Was ist Krankheit? Was ist Gesundheit?
Krankheit – ein Schicksalsschlag oder eine unvermeidliche Begleiterscheinung des Lebens? Gesundheit – ein Idealzustand oder einfach die Abwesenheit von Krankheit? Diese Fragen sind nicht nur medizinisch, sondern auch philosophisch von grosser Bedeutung.
Krankheit ist im medizinischen Sinne eine Fehlfunktion des Körpers, die zu Symptomen und Beeinträchtigungen führt. Doch die Wahrnehmung von Krankheit ist äusserst unterschiedlich. Manche betrachten sie als Strafe oder Unglück, andere sehen sie als normalen Bestandteil des Lebens. Die moderne Medizin kann viel zur Behandlung von Krankheiten beitragen, doch sie kann nicht verhindern, dass Menschen erkranken – denn kein Mensch stirbt gesund!
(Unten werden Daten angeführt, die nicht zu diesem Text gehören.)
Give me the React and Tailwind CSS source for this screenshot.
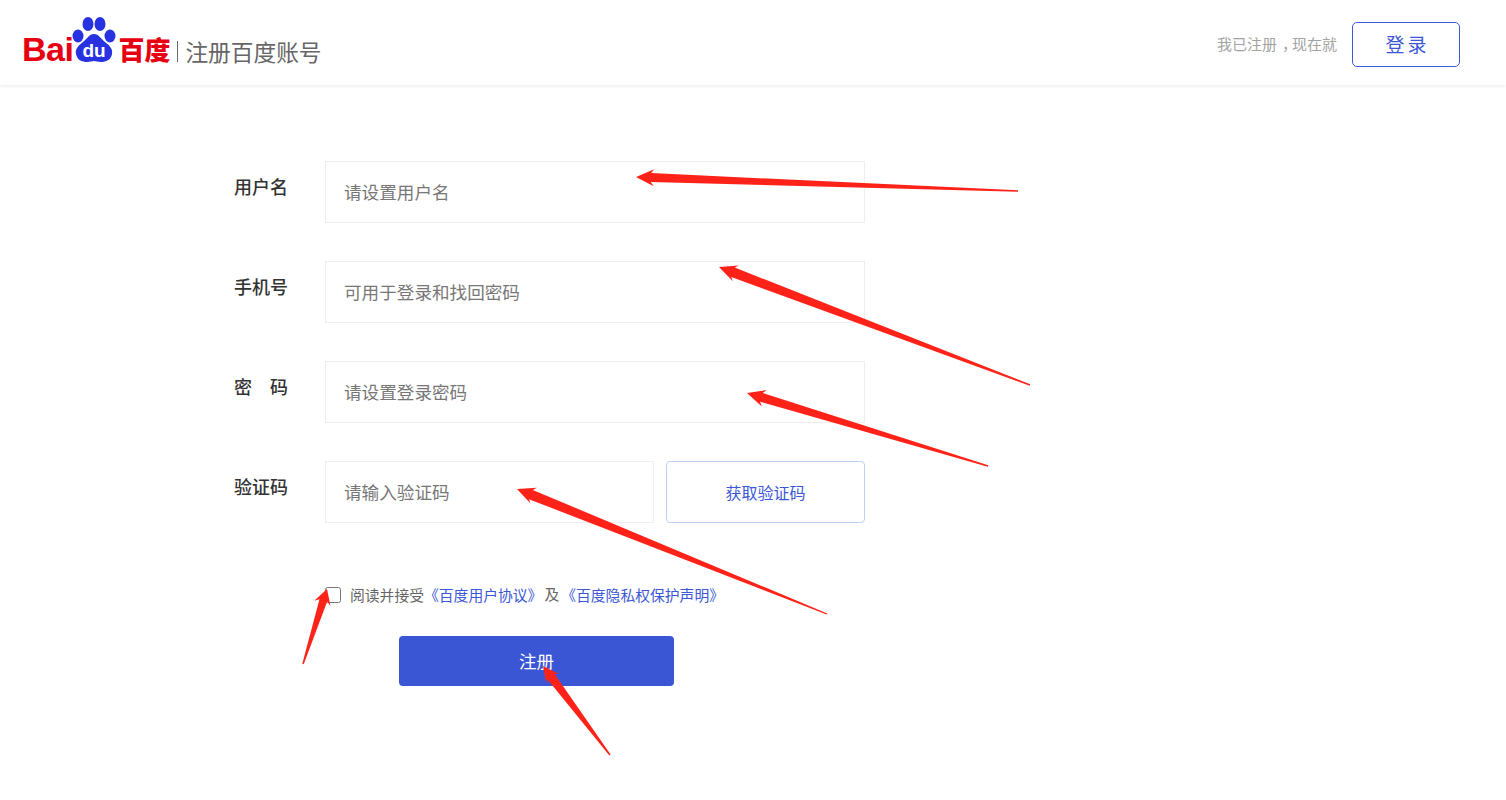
const FONT = '"Noto Sans CJK SC", sans-serif'

// 红色标注箭头:从 tail 尖端逐渐变宽到 tip 处的箭头
const arrowPoints = ([tipX, tipY], [tailX, tailY], shaft = 6, head = 17, back = 15) => {
  const len = Math.hypot(tailX - tipX, tailY - tipY)
  const ux = (tailX - tipX) / len
  const uy = (tailY - tipY) / len
  const nx = -uy
  const ny = ux
  const at = (d, w) => `${(tipX + ux * d + nx * w).toFixed(1)},${(tipY + uy * d + ny * w).toFixed(1)}`
  return [
    at(0, 0),
    at(back + 3, head / 2),
    at(back, shaft / 2),
    at(len, 0.7),
    at(len, -0.7),
    at(back, -shaft / 2),
    at(back + 3, -head / 2),
  ].join(' ')
}

const ARROWS = [
  { tip: [636, 177], tail: [1018, 191], shaft: 9 },
  { tip: [719, 267], tail: [1030, 385], shaft: 10 },
  { tip: [747, 393], tail: [988, 466], shaft: 9 },
  { tip: [517, 489], tail: [827, 614], shaft: 10 },
  { tip: [327, 589], tail: [303, 664], shaft: 8, head: 17, back: 12 },
  { tip: [543, 666], tail: [610, 755], shaft: 9, head: 16, back: 13 },
]

const Logo = () => (
  <div className="flex items-end">
    <span className="font-bold text-[34px] leading-[32px] tracking-[-0.5px] text-[#e60012] mb-[-3px] ml-[-1px]" style={{ fontFamily: '"Liberation Sans", sans-serif' }}>Bai</span>
    <svg width="46" height="47" viewBox="0 0 46 47" className="mb-[-1px] ml-[-2px]">
      <ellipse cx="7" cy="20" rx="5.5" ry="6.5" fill="#2932e1" />
      <ellipse cx="17" cy="8" rx="5.5" ry="7" fill="#2932e1" />
      <ellipse cx="29" cy="8" rx="5.5" ry="7" fill="#2932e1" />
      <ellipse cx="39" cy="20" rx="5.5" ry="6.5" fill="#2932e1" />
      <path d="M23 18c5 0 7 5 11 8 5 4 8 7 7 12-1 6-6 8-11 8-3 0-5-1-7-1s-4 1-7 1c-5 0-10-2-11-8-1-5 2-8 7-12 4-3 6-8 11-8z" fill="#2932e1" />
      <text x="23" y="41" textAnchor="middle" fontSize="19" fontWeight="700" fill="#fff" fontFamily="Liberation Sans, sans-serif">du</text>
    </svg>
    <span className="font-black text-[26px] leading-[26px] text-[#e60012] ml-[1px]" style={{ fontFamily: FONT }}>百度</span>
    <span className="w-px h-[21px] bg-[#666] ml-[7px] mr-[7px]" />
    <span className="text-[22.7px] leading-[26px] text-[#666] mb-[-3px]">注册百度账号</span>
  </div>
)

const Field = ({ label, placeholder }) => (
  <div className="flex items-start mb-[38px]">
    <label className="w-[91px] pt-[11px] text-[18px] leading-[28px] font-medium text-[#333] whitespace-pre">{label}</label>
    <div className="w-[540px] h-[62px] border border-[#eeeeee] pl-[18px] flex items-center text-[17.6px] text-[#777]">{placeholder}</div>
  </div>
)

export default function App() {
  return (
    <div className="relative h-[800px] bg-white overflow-hidden" style={{ fontFamily: FONT }}>
      <header className="h-[85px] flex items-center justify-between pl-[23px] pr-[46px] shadow-[0_1px_4px_rgba(0,0,0,0.08)]">
        <div className="mt-[-7px]"><Logo /></div>
        <div className="flex items-center pt-[4px]">
          <span className="text-[15px] text-[#a3a3a3] mr-[15px]">我已注册<span className="pl-[5px] tracking-[-5px]">，</span>现在就</span>
          <button className="w-[108px] h-[45px] pl-[3px] border border-[#3b5bdb] rounded-[5px] text-[19px] tracking-[3px] text-[#3b57d6]">登录</button>
        </div>
      </header>

      <main className="pt-[76px] pl-[234px]">
        <Field label="用户名" placeholder="请设置用户名" />
        <Field label="手机号" placeholder="可用于登录和找回密码" />
        <Field label="密　码" placeholder="请设置登录密码" />

        <div className="flex items-start">
          <label className="w-[91px] pt-[11px] text-[18px] leading-[28px] font-medium text-[#333]">验证码</label>
          <div className="w-[329px] h-[62px] border border-[#eeeeee] pl-[18px] flex items-center text-[17.6px] text-[#777]">请输入验证码</div>
          <button className="w-[199px] h-[62px] ml-[12px] border border-[#bdd3fb] rounded-[4px] text-[16px] text-[#3b57d6]">获取验证码</button>
        </div>

        <div className="flex items-center ml-[91px] mt-[61px] h-[22px] text-[14.8px] text-[#666]">
          <input type="checkbox" className="w-[16px] h-[16px] mr-[9px]" />
          <span>阅读并接受</span>
          <a className="pr-[2px] text-[#3b57d6]">《百度用户协议》</a>
          <span className="mr-[2px] mt-[-2px]">及</span>
          <a className="text-[#3b57d6]">《百度隐私权保护声明》</a>
        </div>

        <button className="block w-[275px] h-[50px] ml-[165px] mt-[30px] rounded-[4px] bg-[#3a56d4] text-[17.5px] text-white">注册</button>
      </main>

      {/* 标注箭头 */}
      <svg className="absolute inset-0 pointer-events-none" width="1506" height="800">
        {ARROWS.map((a, i) => (
          <polygon key={i} points={arrowPoints(a.tip, a.tail, a.shaft, a.head, a.back)} fill="#ff2218" />
        ))}
      </svg>
    </div>
  )
}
Eine Landwirtin im Notfalldienst reagiert ganz erstaunt, als ich bei ihr die Diagnose einer entzündlichen Rheumaerkrankung stelle, weil sie aus ihrer Sicht immer richtig gelebt habe und nur Gemüse aus ihrem Garten gegessen hat. Diese Denkweise ist weit verbreitet: Wer gesund lebt, bleibt gesund. Doch Krankheit ist nicht immer eine Folge von Lebensstil oder Umweltfaktoren – oft sind genetische oder unvorhersehbare Einflüsse die Ursache. Auch wenn eine gesunde Lebensweise das Risiko vieler Erkrankungen senkt, kann sie sie nicht vollständig verhindern.
Die Weltgesundheitsorganisation WHO formulierte 1946, dass Gesundheit ein Zustand „vollständigen körperlichen, geistigen und sozialen Wohlbefindens“ sei – eine Definition, die als utopisch kritisiert wurde. Wenn Gesundheit so umfassend verstanden wird, sind nur wenige Menschen wirklich gesund. Gerade in einer Welt, in der viele mit wirtschaftlichen, sozialen oder psychischen Belastungen kämpfen, erscheint ein solcher Idealzustand unerreichbar.
In der medizinischen Praxis zeigt sich, dass Gesundheit relativ und subjektiv ist. Viele Menschen mit chronischen Krankheiten oder Behinderungen haben eine hohe Lebensqualität, auch wenn sie objektiv „krank“ sind. Was bedeutet das für unser Verständnis von Gesundheit? Müssen wir es dynamischer definieren? Besonders bei psychischen Erkrankungen zeigt sich, dass die Grenze zwischen „gesund“ und „krank“ oft verschwimmt. Unsere Gesellschaft misst Gesundheit oft an Leistungsfähigkeit und Produktivität – doch ist das wirklich die richtige Perspektive?
Krankheit und Gesundheit sind keine absoluten Gegensätze. Sie sind Bestandteile des Lebens, die sich gegenseitig bedingen. Wir müssen akzeptieren, dass unser Körper nicht perfekt ist und Krankheiten zum Leben gehören. Wer dies anerkennt, kann mit ihnen besser umgehen – und vielleicht ein erfüllteres Leben führen, trotz oder gerade wegen dieser Erfahrungen.
Dr. med. Giovanni Fantacci, Facharzt für Allgemeine Innere Medizin mit Hausarztpraxis in Niederhasli.